*Stated problem*
In the listing below, locate the lines that hold the string "index". Copy those lines.

———

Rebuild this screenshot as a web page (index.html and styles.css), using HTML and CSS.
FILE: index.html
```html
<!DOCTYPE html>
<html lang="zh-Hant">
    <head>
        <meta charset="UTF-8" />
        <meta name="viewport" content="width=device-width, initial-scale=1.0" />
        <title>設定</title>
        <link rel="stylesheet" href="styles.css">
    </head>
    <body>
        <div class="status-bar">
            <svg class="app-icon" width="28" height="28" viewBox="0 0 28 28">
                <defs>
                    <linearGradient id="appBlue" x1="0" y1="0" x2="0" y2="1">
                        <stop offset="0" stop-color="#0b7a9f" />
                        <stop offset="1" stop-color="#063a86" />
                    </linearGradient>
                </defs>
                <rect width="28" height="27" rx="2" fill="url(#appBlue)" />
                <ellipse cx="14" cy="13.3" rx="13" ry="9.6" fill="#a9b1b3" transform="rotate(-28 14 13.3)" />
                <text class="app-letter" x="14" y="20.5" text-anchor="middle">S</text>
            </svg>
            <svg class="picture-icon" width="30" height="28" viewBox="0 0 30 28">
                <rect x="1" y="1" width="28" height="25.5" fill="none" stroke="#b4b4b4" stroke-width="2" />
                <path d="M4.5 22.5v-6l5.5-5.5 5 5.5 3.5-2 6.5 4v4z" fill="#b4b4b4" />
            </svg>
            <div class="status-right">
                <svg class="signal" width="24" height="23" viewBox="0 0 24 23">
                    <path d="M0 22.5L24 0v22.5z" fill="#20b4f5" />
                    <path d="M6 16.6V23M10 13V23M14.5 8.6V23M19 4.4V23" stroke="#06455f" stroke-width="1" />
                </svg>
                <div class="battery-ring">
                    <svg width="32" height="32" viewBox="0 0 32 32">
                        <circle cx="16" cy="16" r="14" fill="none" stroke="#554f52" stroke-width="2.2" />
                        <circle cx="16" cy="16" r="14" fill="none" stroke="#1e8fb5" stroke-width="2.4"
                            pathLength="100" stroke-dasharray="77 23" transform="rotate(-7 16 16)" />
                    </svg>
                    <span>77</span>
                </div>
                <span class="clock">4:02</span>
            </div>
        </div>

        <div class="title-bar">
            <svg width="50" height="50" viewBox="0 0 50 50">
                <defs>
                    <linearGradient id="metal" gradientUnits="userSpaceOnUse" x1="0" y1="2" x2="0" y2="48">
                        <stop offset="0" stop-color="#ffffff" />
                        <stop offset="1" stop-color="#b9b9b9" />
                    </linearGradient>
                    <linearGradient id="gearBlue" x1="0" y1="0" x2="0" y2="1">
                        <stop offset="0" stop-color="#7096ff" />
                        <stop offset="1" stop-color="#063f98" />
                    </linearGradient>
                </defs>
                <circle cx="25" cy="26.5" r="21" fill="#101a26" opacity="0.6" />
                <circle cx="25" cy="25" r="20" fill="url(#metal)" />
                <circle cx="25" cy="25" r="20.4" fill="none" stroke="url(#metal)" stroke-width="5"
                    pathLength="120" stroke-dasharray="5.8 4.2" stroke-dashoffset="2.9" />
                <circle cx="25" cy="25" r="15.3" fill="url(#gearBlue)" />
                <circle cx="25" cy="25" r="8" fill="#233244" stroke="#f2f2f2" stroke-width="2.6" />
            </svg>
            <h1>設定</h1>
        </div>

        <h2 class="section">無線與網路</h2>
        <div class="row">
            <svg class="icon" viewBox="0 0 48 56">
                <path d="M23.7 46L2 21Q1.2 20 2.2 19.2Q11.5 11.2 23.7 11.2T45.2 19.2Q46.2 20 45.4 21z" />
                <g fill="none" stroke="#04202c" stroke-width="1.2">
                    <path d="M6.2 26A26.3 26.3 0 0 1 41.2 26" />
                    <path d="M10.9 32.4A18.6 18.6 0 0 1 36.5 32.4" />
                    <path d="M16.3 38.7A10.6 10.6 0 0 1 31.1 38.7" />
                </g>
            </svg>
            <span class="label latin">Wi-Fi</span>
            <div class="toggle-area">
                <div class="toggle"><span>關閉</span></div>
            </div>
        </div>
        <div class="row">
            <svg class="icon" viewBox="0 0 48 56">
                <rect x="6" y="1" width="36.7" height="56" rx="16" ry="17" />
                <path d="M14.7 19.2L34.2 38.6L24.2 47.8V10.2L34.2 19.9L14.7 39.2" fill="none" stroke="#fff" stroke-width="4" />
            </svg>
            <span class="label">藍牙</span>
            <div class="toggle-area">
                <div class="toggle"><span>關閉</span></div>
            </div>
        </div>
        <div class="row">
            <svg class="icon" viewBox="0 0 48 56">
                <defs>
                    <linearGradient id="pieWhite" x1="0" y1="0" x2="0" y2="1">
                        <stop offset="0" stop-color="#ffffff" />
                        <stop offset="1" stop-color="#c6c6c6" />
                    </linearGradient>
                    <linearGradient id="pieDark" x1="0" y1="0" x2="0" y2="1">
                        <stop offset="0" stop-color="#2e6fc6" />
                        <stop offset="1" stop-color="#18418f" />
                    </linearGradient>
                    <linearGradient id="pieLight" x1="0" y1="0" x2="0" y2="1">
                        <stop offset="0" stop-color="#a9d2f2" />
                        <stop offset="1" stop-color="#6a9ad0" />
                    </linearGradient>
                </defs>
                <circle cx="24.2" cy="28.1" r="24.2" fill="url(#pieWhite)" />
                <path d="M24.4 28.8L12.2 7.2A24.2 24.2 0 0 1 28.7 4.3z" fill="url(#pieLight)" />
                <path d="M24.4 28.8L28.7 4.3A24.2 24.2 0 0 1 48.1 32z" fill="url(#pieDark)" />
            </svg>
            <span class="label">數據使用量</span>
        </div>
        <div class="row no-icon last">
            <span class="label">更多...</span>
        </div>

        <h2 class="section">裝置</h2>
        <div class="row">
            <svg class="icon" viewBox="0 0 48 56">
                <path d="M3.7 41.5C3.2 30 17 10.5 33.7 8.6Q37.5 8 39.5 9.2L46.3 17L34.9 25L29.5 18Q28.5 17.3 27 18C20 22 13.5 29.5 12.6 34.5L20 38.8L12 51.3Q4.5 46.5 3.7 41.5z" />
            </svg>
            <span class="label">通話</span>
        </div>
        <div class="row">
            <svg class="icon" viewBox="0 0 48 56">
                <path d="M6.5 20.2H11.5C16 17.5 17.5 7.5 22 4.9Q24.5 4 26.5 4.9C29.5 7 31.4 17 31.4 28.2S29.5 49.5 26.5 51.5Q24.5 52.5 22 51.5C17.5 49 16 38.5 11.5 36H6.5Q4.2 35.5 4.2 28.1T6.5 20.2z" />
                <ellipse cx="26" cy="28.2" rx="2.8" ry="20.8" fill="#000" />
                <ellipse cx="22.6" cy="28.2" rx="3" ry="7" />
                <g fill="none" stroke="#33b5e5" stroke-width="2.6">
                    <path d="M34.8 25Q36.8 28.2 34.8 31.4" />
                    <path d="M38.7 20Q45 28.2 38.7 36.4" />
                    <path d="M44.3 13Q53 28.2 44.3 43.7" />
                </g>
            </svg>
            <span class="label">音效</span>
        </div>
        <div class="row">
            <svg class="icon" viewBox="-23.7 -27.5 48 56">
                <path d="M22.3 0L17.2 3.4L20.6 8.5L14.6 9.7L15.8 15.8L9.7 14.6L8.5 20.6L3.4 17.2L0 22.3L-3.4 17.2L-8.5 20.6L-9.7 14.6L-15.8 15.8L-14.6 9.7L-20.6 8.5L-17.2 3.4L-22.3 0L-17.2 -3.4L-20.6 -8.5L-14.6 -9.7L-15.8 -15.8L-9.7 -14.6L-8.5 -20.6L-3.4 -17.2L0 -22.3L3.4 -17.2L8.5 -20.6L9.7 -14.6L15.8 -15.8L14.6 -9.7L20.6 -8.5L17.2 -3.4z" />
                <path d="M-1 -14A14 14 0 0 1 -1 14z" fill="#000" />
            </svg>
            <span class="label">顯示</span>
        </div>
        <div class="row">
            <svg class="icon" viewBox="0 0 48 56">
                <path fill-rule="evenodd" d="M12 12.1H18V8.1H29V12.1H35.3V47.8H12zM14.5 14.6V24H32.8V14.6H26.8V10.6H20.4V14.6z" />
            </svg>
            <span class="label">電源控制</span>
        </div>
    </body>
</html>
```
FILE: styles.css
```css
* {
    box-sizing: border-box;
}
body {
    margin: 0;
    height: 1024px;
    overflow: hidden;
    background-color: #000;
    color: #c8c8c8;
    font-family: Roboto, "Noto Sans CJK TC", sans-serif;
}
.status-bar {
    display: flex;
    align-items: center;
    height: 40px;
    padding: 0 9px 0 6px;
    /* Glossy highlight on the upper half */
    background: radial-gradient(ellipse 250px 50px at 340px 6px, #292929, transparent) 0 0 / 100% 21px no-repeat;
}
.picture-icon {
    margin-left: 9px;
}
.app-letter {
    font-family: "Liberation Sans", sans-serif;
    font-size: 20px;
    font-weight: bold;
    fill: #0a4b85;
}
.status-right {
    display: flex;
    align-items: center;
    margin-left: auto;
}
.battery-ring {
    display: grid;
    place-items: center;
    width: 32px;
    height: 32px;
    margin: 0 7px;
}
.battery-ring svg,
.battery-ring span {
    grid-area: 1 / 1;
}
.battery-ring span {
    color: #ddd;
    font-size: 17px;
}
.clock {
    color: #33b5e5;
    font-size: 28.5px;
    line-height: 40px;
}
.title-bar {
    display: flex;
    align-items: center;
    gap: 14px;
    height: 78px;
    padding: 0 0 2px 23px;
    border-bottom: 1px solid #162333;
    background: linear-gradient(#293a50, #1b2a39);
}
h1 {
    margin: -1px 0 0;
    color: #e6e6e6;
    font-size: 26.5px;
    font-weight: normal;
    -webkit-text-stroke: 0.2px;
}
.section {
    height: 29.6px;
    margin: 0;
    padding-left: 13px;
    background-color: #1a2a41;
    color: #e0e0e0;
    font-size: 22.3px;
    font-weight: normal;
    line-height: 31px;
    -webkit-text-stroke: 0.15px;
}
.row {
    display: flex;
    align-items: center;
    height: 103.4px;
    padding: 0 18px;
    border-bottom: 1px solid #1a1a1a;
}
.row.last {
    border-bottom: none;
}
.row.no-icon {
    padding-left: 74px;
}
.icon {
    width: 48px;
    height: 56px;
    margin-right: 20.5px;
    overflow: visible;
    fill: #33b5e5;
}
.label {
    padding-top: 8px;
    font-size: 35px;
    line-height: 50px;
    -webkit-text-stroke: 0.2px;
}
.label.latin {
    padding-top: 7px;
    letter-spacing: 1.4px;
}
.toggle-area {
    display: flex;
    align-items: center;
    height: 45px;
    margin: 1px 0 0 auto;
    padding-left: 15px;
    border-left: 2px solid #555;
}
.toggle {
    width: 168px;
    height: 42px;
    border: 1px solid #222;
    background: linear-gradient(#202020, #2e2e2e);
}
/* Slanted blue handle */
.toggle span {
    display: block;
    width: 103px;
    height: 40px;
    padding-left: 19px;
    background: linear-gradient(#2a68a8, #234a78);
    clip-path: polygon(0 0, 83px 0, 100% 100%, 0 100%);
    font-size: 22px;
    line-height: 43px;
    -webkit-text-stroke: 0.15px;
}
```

———

*Answer to the problem*
Rebuild this screenshot as a web page (index.html and styles.css), using HTML and CSS.
FILE: index.html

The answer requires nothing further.